New Zealand dairy company Fonterra is looking into whether its Australian operation could become a co-operative, and will put information to its Australian suppliers in April.
Fonterra will be looking for up to 200 million litres of milk to satisfy its $165 million factory expansions across Victoria.
Managing director Rene Dedoncker said about $125 million would be spent on the company’s Stanhope cheese factory, which had only recently been upgraded.
“We are looking for the next 200 million litres of milk,” Mr Dedoncker said.
“We are seeing a boost in production, particularly in the north. We hope an extra 60 to 80 million litres will come from our own farmers.
“We do see the need for more farmers. We have a number interested in joining. It will be a mix.”
Mr Dedoncker said customers wanted trusted supply options out of Australia, especially for products like cheese, whey and nutritional powders, which were in high demand.
“We have a clear strategy that is delivering sustainable returns,” he said.
“To create value, we need to invest to stay ahead of the demand curve. These investments support our aim to secure positive returns back to our farmers on both sides of the Tasman.”
Mr Dedoncker said Fonterra Australia would play to its strengths in cheese, whey, nutritionals and butter, increasing production capacity to meet rising domestic and global demand — but filling its expanded capacity would mean securing more supply.

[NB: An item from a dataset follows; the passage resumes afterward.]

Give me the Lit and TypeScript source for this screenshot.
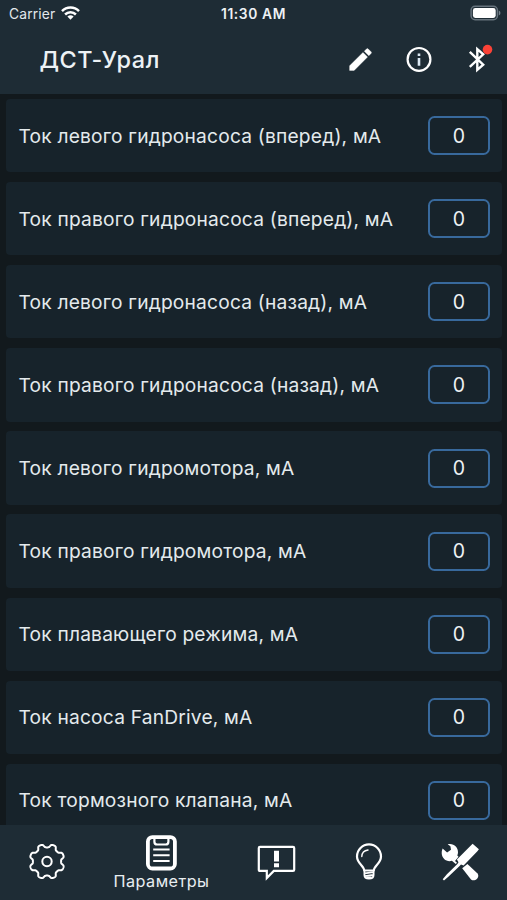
import { LitElement, html, css, svg } from "lit";
import { customElement } from "lit/decorators.js";
import { styleMap } from "lit/directives/style-map.js";

interface Param {
  label: string;
  value: number;
}

const PARAMS: Param[] = [
  { label: "Ток левого гидронасоса (вперед), мА", value: 0 },
  { label: "Ток правого гидронасоса (вперед), мА", value: 0 },
  { label: "Ток левого гидронасоса (назад), мА", value: 0 },
  { label: "Ток правого гидронасоса (назад), мА", value: 0 },
  { label: "Ток левого гидромотора, мА", value: 0 },
  { label: "Ток правого гидромотора, мА", value: 0 },
  { label: "Ток плавающего режима, мА", value: 0 },
  { label: "Ток насоса FanDrive, мА", value: 0 },
  { label: "Ток тормозного клапана, мА", value: 0 },
];

/** Outline of an eight-toothed cog centred on (20, 20). */
function gearPath(): string {
  const points: string[] = [];
  for (let i = 0; i < 240; i++) {
    const a = (i / 240) * Math.PI * 2;
    const wave = Math.tanh(-2 * Math.cos(8 * a)) / Math.tanh(2);
    const r = 15.8 + 1.7 * wave;
    points.push(`${(20 + r * Math.cos(a)).toFixed(2)} ${(19.5 + r * Math.sin(a)).toFixed(2)}`);
  }
  return `M${points.join("L")}Z`;
}
const GEAR = gearPath();

@customElement("status-bar")
class StatusBar extends LitElement {
  static styles = css`
    :host {
      display: grid;
      grid-template-columns: 1fr auto 1fr;
      align-items: center;
      height: 28px;
      padding: 0 6px 0 9px;
      font-size: 13.8px;
      color: #e2e8ec;
    }
    .carrier { display: flex; align-items: center; gap: 6px; letter-spacing: 0.15px; }
    .time { font-weight: 600; font-size: 13.8px; letter-spacing: 0.6px; color: #edf1f4; margin: -1px 0 0 -3px; }
    .battery { justify-self: end; margin-top: -2px; }
    svg { display: block; }
    .wifi { margin-top: -2px; }
  `;
  render() {
    return html`
      <div class="carrier">
        <span>Carrier</span>
        <svg class="wifi" width="19" height="14" viewBox="0 0 19 14" fill="none" stroke="#fff" stroke-width="2.5">
          <path d="M1 5.1a12 12 0 0 1 17 0" />
          <path d="M4.1 8.5a7.6 7.6 0 0 1 10.8 0" />
          <path d="M9.5 13.7 6.4 10.6a4.5 4.5 0 0 1 6.2 0Z" fill="#fff" stroke="none" />
        </svg>
      </div>
      <div class="time">11:30 AM</div>
      <svg class="battery" width="31" height="16" viewBox="0 0 31 16">
        <rect x="1.1" y="1.3" width="26.3" height="13.4" rx="4" fill="none" stroke="#66737d" stroke-width="1.5" />
        <rect x="2.9" y="3.1" width="22.8" height="9.8" rx="2.4" fill="#fff" />
        <path d="M28.8 5.6q1.7.8 1.7 2.4t-1.7 2.4Z" fill="#73808a" />
      </svg>
    `;
  }
}

@customElement("app-header")
class AppHeader extends LitElement {
  static styles = css`
    :host {
      display: flex;
      align-items: center;
      height: 66px;
      padding: 0 13px 4px 39.5px;
      box-sizing: border-box;
    }
    h1 {
      flex: 1;
      margin: 0;
      font-size: 23.4px;
      font-weight: 500;
      line-height: 30px;
      letter-spacing: 0.55px;
      color: #edf2f5;
      padding-top: 2px;
    }
    .actions { display: flex; gap: 28px; }
    svg { display: block; }
  `;
  render() {
    return html`
      <h1>ДСТ-Урал</h1>
      <div class="actions">
        <svg width="31" height="31" viewBox="-0.8 -0.8 25.6 25.6" fill="#fff">
          <path d="M3 17.25V21h3.75L17.81 9.94l-3.75-3.75L3 17.25zM20.71 7.04a1 1 0 0 0 0-1.41l-2.34-2.34a1 1 0 0 0-1.41 0l-1.83 1.83 3.75 3.75 1.83-1.83z" stroke="#fff" stroke-width=".3" />
        </svg>
        <svg width="31" height="31" viewBox="0 0 31 31">
          <circle cx="15" cy="15.4" r="11.4" fill="none" stroke="#fff" stroke-width="2.2" />
          <path d="M13.7 9.4h2.6v2.5h-2.6zM13.7 14h2.6v7.8h-2.6z" fill="#dce9f3" />
        </svg>
        <svg width="31" height="31" viewBox="0 0 31 31">
          <path d="M6.8 7.9 20.2 20.6l-5.9 5.2V5.2l5.9 5.1L6.8 22.9" fill="none" stroke="#fff" stroke-width="2.4" />
          <circle cx="24.5" cy="5.6" r="4.8" fill="#fb4237" />
        </svg>
      </div>
    `;
  }
}

@customElement("param-list")
class ParamList extends LitElement {
  static styles = css`
    :host {
      display: flex;
      flex-direction: column;
      gap: 9.8px;
      padding: 5px 5.5px 0 6px;
      overflow: hidden;
      background: #12191d;
    }
    .card {
      flex: none;
      display: flex;
      align-items: center;
      justify-content: space-between;
      height: 73.3px;
      box-sizing: border-box;
      padding: 0 11.5px 0 12.5px;
      border-radius: 4px;
      background: #17232b;
    }
    .label { font-size: 19.2px; letter-spacing: 0.19px; color: #e4eaed; white-space: nowrap; }
    .value {
      width: 62px;
      height: 39px;
      box-sizing: border-box;
      border: 2px solid #38699c;
      border-radius: 6.5px;
      display: grid;
      place-items: center;
      font-size: 19.5px;
      color: #eef2f4;
    }
  `;
  render() {
    return PARAMS.map(
      (p) => html`<div class="card"><span class="label">${p.label}</span><span class="value">${p.value}</span></div>`
    );
  }
}

const TABS = [
  {
    width: 94,
    icon: svg`
      <path d=${GEAR} fill="none" stroke="#fff" stroke-width="2" stroke-linejoin="round"/>
      <circle cx="20" cy="19.5" r="4.7" fill="none" stroke="#fff" stroke-width="2"/>`,
  },
  {
    width: 135,
    label: "Параметры",
    icon: svg`
      <rect x="5.9" y="3.1" width="27" height="31.4" rx="4.5" fill="none" stroke="#fff" stroke-width="3.8"/>
      <path d="M12.4 4.5v3.2q0 2.8 2.8 2.8h8.4q2.8 0 2.8-2.8V4.5" fill="none" stroke="#fff" stroke-width="2.2"/>
      <path d="M11.2 15.6h16.4M11.2 21.3h16.4M11.2 27h16.4" stroke="#fff" stroke-width="2"/>`,
  },
  {
    width: 96,
    icon: svg`
      <path d="M3 4.9h33q1.2 0 1.2 1.2v21.6q0 1.2-1.2 1.2H16.8L9.8 36V28.9H3Q1.8 28.9 1.8 27.7V6.1q0-1.2 1.2-1.2Z" fill="none" stroke="#fff" stroke-width="2.2" stroke-linejoin="miter"/>
      <path d="M17 8.8h5v10.6h-5zM17 21.2h5v4h-5z" fill="#fff"/>`,
  },
  {
    width: 88,
    icon: svg`
      <path d="M15.2 28.5C15.2 23.8 8 21.4 8 14.4a12 12 0 0 1 24 0c0 7-7.2 9.4-7.2 14.1Z" fill="none" stroke="#fff" stroke-width="2.2" stroke-linejoin="round"/>
      <path d="M12.8 14.5q.2-5.6 6.2-6.5" fill="none" stroke="#fff" stroke-width="1.4" stroke-linecap="round"/>
      <path d="M15.4 28.5v4.5q0 3.6 4.6 3.6t4.6-3.6v-4.5M16 31.4l8-1.2M16 34.2l8-1.2" fill="none" stroke="#fff" stroke-width="1.8" stroke-linejoin="round"/>
      <path d="M17.5 34.5h5v2h-5z" fill="#fff"/>`,
  },
  {
    width: 94,
    icon: svg`
      <g fill="#fff">
        <path d="M32.6 1.8 38.9 7.3 37.4 9.2 23.6 23.6 21 22.6 19.6 24.1 8.6 34.4 4 38.4 2.7 37.3 6.9 32.2 17.4 21.9 18.5 20.2 16.9 17.6Z"/>
        <path d="M2.6 6.4 7.1 10.4 11 7.8 10.4 4.2 7.7 2.3C13.5.9 18.2 5 18 10.5Q17.9 12 17.3 13.4L18.5 14.8 15 18.9 17 20.8 15.8 22 11.9 18.8C6.8 20.3 2 16.6 1.7 11.2Q1.7 8.4 2.6 6.4Z"/>
        <path d="M22.2 26.2 27.4 22 37.3 31.3C40.6 34.8 35 40.6 31 37.4Z"/>
      </g>`,
  },
];

@customElement("tab-bar")
class TabBar extends LitElement {
  static styles = css`
    :host {
      display: flex;
      height: 75px;
      background: #1e2c35;
    }
    .tab {
      flex: none;
      display: flex;
      flex-direction: column;
      align-items: center;
      justify-content: center;
      padding-bottom: 2px;
      box-sizing: border-box;
    }
    svg { display: block; flex: none; }
    .text {
      font-size: 16.2px;
      line-height: 18px;
      letter-spacing: 0.45px;
      color: #e8eef1;
      margin-top: -2px;
    }
  `;
  render() {
    return TABS.map(
      (t) => html`<div class="tab" style=${styleMap({ width: `${t.width}px` })}>
        <svg width="40" height="40" viewBox="0 0 40 40">${t.icon}</svg>
        ${t.label ? html`<span class="text">${t.label}</span>` : null}
      </div>`
    );
  }
}

@customElement("app-root")
class AppRoot extends LitElement {
  static styles = css`
    :host {
      display: flex;
      flex-direction: column;
      height: 900px;
      overflow: hidden;
      background: #1e2c35;
      font-family: Inter, "Liberation Sans", sans-serif;
    }
    param-list { flex: 1; min-height: 0; }
    status-bar, app-header, tab-bar { flex: none; }
  `;
  render() {
    return html`
      <status-bar></status-bar>
      <app-header></app-header>
      <param-list></param-list>
      <tab-bar></tab-bar>
    `;
  }
}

He said the Stanhope investment largely focused on expanding the site’s cheesemaking capacity and doubling the daily milk volumes it could process.
The investment will double the size of the cheese plant, increasing cheese production by a further 35,000 metric tonnes for a range of cheeses including cheddar and mozzarella. Stanhope can currently produce 45,000 metric tonnes of product including cheddar, mozzarella, gouda, parmesan, pecorino, romano and ricotta.